Task statement: Filter the data for lines with the word "React", then copy every line so identified.

Dataset section:
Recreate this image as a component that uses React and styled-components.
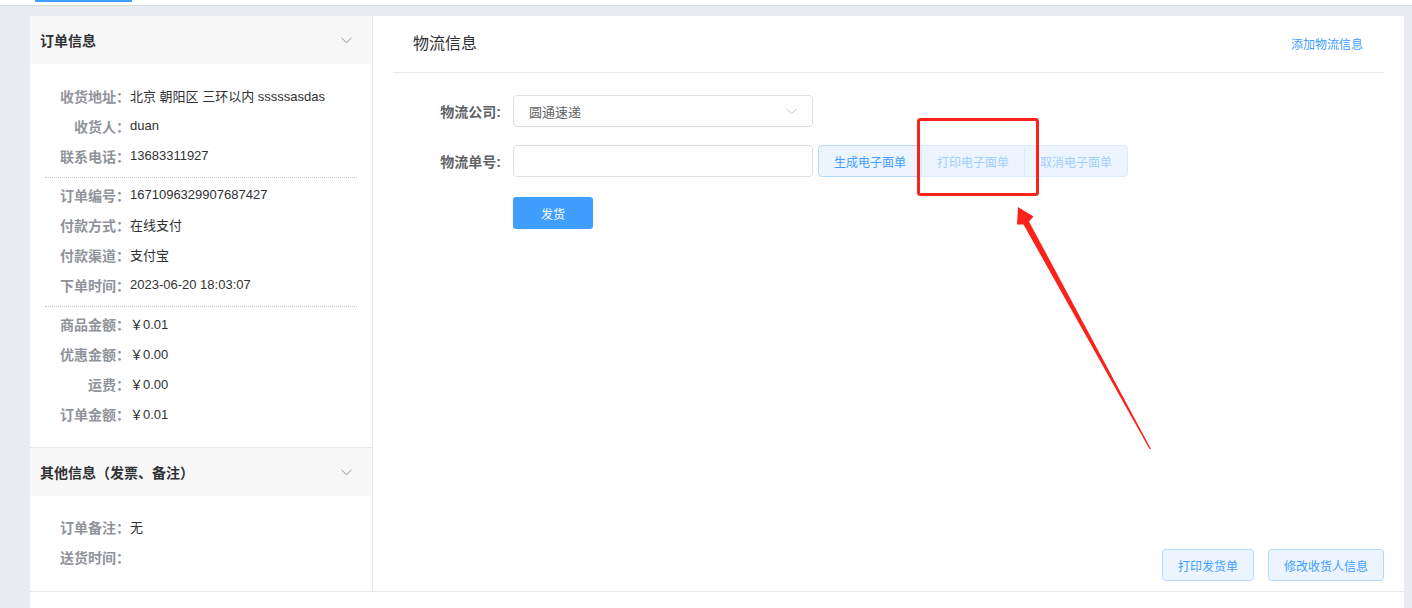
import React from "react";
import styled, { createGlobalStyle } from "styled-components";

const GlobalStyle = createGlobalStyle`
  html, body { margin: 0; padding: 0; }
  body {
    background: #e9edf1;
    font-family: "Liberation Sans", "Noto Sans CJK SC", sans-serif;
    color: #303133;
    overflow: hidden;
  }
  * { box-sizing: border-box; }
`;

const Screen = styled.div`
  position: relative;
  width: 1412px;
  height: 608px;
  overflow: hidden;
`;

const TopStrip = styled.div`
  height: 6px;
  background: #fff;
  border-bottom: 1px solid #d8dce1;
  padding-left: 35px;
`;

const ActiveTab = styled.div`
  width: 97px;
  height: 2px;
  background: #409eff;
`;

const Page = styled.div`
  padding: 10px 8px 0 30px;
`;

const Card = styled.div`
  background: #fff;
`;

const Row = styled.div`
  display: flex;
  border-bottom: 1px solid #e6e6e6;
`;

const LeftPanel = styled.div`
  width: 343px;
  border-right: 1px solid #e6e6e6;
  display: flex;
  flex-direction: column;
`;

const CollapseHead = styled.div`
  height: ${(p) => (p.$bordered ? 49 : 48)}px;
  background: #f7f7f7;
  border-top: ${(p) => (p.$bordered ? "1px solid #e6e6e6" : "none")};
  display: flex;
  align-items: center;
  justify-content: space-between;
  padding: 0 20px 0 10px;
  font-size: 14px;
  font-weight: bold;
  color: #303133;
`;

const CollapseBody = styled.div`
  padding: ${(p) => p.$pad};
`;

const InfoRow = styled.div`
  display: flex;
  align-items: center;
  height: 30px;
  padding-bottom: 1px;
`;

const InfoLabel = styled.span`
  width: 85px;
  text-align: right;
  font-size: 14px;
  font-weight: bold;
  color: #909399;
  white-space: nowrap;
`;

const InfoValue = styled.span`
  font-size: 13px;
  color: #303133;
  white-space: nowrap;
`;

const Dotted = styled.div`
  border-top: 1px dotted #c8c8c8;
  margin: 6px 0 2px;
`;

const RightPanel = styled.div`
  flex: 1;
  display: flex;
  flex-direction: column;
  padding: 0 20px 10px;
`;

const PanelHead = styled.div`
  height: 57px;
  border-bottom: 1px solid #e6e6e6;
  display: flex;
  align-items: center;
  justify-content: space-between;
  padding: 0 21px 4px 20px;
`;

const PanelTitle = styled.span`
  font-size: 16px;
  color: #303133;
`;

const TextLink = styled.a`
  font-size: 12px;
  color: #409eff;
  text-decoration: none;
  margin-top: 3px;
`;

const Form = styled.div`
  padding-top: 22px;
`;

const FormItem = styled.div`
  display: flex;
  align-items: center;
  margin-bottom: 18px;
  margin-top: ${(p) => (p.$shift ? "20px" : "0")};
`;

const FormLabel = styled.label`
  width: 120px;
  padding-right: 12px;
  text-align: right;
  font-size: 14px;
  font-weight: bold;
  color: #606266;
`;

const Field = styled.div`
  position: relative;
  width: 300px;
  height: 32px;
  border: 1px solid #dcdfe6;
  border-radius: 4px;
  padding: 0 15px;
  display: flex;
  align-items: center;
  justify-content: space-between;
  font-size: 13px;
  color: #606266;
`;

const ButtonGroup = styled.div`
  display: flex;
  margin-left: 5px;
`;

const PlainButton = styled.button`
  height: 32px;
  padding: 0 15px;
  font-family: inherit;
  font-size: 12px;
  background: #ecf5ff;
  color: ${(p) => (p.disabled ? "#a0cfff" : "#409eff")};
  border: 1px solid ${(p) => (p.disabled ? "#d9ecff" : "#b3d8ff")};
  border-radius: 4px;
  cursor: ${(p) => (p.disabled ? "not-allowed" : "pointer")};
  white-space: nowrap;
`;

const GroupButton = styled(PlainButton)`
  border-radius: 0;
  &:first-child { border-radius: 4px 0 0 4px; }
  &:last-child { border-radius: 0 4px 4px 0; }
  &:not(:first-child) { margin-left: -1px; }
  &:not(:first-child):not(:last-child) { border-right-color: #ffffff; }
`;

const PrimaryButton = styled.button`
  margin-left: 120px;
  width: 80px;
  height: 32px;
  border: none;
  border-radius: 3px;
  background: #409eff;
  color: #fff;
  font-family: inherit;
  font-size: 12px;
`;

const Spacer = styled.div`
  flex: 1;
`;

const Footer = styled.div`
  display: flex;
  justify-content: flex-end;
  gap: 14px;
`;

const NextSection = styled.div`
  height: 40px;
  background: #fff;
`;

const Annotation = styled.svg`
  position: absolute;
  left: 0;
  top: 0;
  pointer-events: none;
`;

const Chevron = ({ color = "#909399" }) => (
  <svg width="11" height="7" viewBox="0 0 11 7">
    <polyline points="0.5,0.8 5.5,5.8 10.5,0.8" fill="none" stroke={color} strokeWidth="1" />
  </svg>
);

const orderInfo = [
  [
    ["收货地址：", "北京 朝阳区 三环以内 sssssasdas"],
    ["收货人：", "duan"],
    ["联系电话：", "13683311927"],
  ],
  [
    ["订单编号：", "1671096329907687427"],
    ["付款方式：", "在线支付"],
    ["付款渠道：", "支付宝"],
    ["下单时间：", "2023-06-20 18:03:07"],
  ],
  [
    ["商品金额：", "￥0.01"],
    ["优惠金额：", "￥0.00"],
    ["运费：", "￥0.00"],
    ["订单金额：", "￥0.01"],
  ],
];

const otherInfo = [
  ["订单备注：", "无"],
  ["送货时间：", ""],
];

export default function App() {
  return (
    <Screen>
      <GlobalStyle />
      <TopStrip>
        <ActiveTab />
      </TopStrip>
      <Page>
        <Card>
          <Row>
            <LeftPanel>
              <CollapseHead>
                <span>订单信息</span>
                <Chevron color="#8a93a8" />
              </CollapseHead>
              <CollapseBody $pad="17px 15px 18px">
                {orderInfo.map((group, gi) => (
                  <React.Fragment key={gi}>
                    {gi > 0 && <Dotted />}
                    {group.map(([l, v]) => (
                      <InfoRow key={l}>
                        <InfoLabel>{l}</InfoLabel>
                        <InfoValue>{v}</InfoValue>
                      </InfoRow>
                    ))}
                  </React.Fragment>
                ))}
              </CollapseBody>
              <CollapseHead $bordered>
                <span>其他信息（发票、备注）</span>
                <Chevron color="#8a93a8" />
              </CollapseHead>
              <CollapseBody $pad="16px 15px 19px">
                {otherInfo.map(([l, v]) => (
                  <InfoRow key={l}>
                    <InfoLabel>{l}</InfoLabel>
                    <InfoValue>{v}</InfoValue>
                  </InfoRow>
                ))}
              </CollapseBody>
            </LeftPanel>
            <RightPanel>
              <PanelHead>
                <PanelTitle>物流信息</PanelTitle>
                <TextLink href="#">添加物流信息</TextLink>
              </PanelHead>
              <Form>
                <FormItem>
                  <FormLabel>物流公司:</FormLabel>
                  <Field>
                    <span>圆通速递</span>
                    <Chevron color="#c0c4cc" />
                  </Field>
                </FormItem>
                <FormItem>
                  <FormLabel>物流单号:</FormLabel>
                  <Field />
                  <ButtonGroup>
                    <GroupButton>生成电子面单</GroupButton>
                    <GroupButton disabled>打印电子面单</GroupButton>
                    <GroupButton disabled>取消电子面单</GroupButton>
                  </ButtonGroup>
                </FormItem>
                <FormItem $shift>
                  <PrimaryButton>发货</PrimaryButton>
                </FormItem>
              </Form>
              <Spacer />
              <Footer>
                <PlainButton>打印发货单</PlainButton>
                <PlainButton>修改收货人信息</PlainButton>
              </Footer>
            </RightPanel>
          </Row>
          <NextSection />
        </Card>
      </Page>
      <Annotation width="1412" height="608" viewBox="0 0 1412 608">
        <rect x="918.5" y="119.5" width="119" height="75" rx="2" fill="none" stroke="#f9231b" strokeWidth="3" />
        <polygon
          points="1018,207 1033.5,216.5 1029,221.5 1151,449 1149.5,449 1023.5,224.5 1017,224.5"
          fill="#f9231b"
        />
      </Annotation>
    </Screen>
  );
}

Result for this task:
Recreate this image as a component that uses React and styled-components.
import React from "react";
                  <React.Fragment key={gi}>
                  </React.Fragment>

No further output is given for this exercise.